*DATA SHOWN*:
-*-

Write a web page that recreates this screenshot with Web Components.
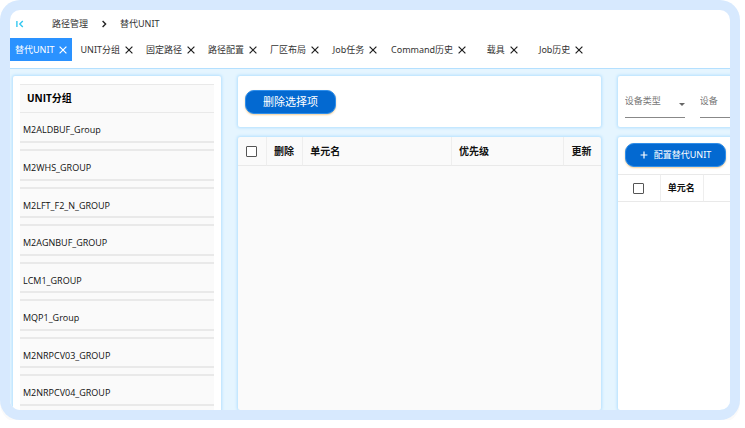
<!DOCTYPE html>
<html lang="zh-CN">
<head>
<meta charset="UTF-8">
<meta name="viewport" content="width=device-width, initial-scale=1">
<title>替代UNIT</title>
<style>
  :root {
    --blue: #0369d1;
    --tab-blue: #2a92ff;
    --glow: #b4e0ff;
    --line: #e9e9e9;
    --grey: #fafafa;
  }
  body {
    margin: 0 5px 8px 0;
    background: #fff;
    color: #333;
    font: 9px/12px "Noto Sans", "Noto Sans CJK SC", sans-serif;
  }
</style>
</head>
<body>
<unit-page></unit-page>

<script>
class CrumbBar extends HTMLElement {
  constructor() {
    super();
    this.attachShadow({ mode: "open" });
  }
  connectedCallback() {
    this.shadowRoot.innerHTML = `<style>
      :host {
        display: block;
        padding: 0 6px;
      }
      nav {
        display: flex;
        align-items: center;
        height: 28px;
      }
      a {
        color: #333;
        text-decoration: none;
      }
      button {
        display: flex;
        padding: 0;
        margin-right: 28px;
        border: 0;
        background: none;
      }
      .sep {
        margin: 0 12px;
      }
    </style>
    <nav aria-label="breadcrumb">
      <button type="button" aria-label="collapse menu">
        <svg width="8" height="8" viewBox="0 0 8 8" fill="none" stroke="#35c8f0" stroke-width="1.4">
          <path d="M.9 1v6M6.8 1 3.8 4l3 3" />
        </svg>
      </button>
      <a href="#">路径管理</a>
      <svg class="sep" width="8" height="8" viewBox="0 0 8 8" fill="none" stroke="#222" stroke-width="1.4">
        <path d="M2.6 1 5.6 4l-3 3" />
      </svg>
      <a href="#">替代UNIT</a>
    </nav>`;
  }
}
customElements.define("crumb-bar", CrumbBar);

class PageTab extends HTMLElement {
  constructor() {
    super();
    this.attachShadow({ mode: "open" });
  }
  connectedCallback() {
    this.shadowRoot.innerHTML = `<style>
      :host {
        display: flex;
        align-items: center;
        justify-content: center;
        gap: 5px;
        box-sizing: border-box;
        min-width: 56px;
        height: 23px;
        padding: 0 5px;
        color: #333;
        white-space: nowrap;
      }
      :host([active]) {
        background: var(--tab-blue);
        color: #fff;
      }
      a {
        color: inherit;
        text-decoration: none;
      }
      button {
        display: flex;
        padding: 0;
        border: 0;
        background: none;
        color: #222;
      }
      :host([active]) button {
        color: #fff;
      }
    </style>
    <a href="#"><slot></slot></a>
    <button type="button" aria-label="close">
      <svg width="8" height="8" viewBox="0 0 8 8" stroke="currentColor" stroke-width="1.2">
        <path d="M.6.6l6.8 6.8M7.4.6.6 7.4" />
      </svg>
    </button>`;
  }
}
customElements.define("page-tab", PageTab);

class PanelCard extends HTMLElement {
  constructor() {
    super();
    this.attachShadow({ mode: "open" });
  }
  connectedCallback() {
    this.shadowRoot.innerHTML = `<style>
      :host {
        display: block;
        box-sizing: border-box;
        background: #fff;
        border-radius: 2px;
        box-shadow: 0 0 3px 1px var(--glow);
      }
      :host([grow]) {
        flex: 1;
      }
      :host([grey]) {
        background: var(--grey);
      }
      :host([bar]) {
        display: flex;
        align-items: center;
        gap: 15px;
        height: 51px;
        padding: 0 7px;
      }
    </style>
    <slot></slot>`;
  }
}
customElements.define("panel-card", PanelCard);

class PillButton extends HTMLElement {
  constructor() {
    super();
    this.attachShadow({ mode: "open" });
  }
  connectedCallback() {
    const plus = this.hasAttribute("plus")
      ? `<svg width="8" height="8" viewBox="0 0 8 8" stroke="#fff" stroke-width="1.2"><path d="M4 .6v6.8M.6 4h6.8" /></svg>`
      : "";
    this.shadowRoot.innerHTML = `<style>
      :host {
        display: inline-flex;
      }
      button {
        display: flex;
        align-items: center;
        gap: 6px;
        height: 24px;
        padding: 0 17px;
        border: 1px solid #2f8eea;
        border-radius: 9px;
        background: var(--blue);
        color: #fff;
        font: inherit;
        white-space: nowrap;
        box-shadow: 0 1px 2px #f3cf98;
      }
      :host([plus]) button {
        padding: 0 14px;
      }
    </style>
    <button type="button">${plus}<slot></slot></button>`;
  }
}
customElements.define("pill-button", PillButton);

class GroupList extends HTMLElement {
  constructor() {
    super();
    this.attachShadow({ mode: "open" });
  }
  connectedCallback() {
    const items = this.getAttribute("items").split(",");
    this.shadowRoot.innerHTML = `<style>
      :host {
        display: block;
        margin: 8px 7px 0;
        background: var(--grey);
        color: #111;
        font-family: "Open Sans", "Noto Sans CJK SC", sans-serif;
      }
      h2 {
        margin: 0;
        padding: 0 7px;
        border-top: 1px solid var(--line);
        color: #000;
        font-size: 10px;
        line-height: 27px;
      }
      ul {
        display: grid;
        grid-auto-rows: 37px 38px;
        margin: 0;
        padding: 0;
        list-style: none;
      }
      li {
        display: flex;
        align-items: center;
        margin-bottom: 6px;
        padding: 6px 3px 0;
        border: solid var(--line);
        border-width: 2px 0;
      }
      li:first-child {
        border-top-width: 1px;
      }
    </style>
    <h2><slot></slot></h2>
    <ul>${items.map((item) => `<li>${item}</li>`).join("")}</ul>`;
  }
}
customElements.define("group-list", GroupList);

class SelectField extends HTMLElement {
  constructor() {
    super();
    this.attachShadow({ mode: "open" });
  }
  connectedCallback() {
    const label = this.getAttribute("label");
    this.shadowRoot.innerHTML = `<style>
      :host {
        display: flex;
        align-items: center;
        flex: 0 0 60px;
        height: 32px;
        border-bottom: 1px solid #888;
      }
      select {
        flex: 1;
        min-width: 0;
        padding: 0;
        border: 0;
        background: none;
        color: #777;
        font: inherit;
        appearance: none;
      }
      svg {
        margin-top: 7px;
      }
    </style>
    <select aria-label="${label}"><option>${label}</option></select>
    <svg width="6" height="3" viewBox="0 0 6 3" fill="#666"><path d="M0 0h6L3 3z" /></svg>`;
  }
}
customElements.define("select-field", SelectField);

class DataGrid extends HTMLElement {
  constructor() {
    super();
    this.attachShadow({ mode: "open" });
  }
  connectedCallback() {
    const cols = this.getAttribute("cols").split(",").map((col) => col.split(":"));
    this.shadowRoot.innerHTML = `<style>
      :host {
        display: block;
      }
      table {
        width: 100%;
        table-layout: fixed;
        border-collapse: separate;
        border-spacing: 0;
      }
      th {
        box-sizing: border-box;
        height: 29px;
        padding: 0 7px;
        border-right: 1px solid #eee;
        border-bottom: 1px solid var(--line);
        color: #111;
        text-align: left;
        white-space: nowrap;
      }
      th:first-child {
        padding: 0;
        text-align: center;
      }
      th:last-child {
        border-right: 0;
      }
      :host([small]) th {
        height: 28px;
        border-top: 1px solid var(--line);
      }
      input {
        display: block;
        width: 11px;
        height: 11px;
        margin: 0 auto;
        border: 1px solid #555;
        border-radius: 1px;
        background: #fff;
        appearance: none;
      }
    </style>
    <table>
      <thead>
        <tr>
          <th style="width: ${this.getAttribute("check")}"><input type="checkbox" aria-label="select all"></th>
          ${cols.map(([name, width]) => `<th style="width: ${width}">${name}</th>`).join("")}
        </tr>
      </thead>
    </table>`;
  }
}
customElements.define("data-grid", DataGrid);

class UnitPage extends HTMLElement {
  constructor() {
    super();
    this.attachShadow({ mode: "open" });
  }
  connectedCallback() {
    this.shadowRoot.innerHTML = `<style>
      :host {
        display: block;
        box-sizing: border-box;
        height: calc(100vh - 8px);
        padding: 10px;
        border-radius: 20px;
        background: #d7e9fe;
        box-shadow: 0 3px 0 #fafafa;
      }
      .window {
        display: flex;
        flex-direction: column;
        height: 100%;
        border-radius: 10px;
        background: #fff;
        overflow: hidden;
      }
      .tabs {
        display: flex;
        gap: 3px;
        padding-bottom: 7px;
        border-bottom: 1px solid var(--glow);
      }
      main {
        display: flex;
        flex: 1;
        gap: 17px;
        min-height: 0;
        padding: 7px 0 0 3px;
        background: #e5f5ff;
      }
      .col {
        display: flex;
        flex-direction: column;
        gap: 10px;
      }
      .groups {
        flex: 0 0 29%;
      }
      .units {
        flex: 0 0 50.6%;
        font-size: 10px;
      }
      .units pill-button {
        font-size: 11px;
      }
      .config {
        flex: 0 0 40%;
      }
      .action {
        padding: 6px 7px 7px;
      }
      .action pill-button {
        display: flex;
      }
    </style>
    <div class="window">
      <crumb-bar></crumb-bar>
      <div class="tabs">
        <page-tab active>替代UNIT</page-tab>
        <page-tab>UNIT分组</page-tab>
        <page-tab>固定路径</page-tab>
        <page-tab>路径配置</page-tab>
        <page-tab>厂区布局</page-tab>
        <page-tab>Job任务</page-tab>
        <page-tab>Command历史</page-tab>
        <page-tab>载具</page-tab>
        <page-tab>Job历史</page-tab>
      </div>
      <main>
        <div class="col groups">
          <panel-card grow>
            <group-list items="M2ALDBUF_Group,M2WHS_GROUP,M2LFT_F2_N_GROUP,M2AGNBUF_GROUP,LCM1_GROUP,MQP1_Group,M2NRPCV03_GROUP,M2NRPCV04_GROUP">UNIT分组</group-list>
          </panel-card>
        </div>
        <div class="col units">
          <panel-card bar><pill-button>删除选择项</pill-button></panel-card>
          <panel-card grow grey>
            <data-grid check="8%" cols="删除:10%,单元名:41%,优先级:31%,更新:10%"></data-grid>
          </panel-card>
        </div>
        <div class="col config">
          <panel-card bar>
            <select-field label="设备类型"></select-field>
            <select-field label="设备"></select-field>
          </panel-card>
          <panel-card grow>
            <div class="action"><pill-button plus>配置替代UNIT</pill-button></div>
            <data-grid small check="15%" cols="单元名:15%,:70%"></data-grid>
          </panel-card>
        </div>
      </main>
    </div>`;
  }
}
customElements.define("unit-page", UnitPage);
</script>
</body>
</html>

-*-

*BRIEF*:
Make an exact copy of the lines from the top of the material through the line with "<unit-page></unit-page>", pictures excluded.

*ANSWER TO THIS PROBLEM*:
Write a web page that recreates this screenshot with Web Components.
<!DOCTYPE html>
<html lang="zh-CN">
<head>
<meta charset="UTF-8">
<meta name="viewport" content="width=device-width, initial-scale=1">
<title>替代UNIT</title>
<style>
  :root {
    --blue: #0369d1;
    --tab-blue: #2a92ff;
    --glow: #b4e0ff;
    --line: #e9e9e9;
    --grey: #fafafa;
  }
  body {
    margin: 0 5px 8px 0;
    background: #fff;
    color: #333;
    font: 9px/12px "Noto Sans", "Noto Sans CJK SC", sans-serif;
  }
</style>
</head>
<body>
<unit-page></unit-page>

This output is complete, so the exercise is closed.